TASK DIRECTIONS => Repeat the data word for word. Do not include the pictures.

SUPPLIED DATA =>
■ ■ ■

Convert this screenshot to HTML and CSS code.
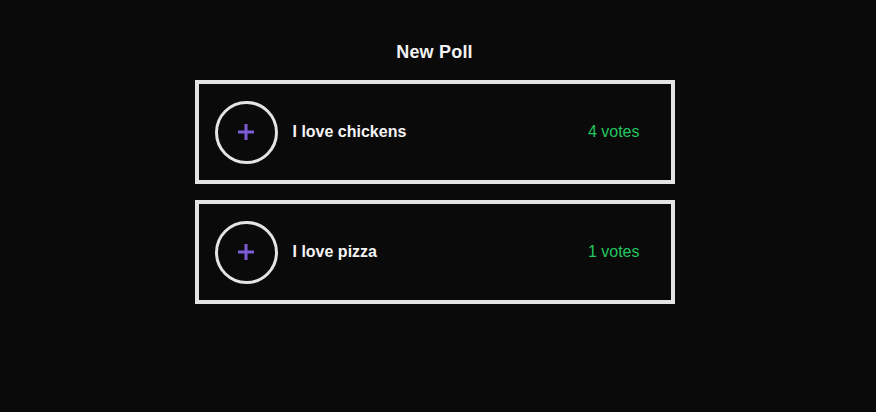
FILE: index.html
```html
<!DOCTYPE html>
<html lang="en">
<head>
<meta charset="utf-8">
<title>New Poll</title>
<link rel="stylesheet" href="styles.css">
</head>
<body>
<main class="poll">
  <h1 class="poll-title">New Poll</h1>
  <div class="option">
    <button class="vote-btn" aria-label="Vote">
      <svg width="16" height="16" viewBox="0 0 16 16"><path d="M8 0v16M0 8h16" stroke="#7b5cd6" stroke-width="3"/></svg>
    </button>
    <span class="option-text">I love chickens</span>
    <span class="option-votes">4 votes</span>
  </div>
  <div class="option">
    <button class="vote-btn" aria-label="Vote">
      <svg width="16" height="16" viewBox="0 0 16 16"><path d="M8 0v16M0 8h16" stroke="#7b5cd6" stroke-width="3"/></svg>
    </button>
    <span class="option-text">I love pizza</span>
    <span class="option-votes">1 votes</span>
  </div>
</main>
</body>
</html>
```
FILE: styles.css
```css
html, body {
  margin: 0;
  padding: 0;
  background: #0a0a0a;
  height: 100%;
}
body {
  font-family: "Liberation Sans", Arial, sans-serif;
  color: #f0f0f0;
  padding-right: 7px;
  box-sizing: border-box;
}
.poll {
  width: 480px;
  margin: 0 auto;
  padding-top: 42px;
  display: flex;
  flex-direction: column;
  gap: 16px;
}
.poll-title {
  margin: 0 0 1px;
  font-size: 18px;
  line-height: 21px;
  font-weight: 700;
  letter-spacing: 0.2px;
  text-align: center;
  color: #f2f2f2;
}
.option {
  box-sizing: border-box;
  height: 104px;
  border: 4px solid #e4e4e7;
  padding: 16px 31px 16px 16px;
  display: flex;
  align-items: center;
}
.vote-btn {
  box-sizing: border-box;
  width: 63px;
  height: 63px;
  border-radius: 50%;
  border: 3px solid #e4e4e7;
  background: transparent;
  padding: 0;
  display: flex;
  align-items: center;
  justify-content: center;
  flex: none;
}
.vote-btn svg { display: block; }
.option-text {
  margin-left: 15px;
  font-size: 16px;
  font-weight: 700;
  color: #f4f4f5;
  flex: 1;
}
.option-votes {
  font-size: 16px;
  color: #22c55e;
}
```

■ ■ ■

RESPONSE BELOW =>
Convert this screenshot to HTML and CSS code.
FILE: index.html
```html
<!DOCTYPE html>
<html lang="en">
<head>
<meta charset="utf-8">
<title>New Poll</title>
<link rel="stylesheet" href="styles.css">
</head>
<body>
<main class="poll">
  <h1 class="poll-title">New Poll</h1>
  <div class="option">
    <button class="vote-btn" aria-label="Vote">
      <svg width="16" height="16" viewBox="0 0 16 16"><path d="M8 0v16M0 8h16" stroke="#7b5cd6" stroke-width="3"/></svg>
    </button>
    <span class="option-text">I love chickens</span>
    <span class="option-votes">4 votes</span>
  </div>
  <div class="option">
    <button class="vote-btn" aria-label="Vote">
      <svg width="16" height="16" viewBox="0 0 16 16"><path d="M8 0v16M0 8h16" stroke="#7b5cd6" stroke-width="3"/></svg>
    </button>
    <span class="option-text">I love pizza</span>
    <span class="option-votes">1 votes</span>
  </div>
</main>
</body>
</html>
```
FILE: styles.css
```css
html, body {
  margin: 0;
  padding: 0;
  background: #0a0a0a;
  height: 100%;
}
body {
  font-family: "Liberation Sans", Arial, sans-serif;
  color: #f0f0f0;
  padding-right: 7px;
  box-sizing: border-box;
}
.poll {
  width: 480px;
  margin: 0 auto;
  padding-top: 42px;
  display: flex;
  flex-direction: column;
  gap: 16px;
}
.poll-title {
  margin: 0 0 1px;
  font-size: 18px;
  line-height: 21px;
  font-weight: 700;
  letter-spacing: 0.2px;
  text-align: center;
  color: #f2f2f2;
}
.option {
  box-sizing: border-box;
  height: 104px;
  border: 4px solid #e4e4e7;
  padding: 16px 31px 16px 16px;
  display: flex;
  align-items: center;
}
.vote-btn {
  box-sizing: border-box;
  width: 63px;
  height: 63px;
  border-radius: 50%;
  border: 3px solid #e4e4e7;
  background: transparent;
  padding: 0;
  display: flex;
  align-items: center;
  justify-content: center;
  flex: none;
}
.vote-btn svg { display: block; }
.option-text {
  margin-left: 15px;
  font-size: 16px;
  font-weight: 700;
  color: #f4f4f5;
  flex: 1;
}
.option-votes {
  font-size: 16px;
  color: #22c55e;
}
```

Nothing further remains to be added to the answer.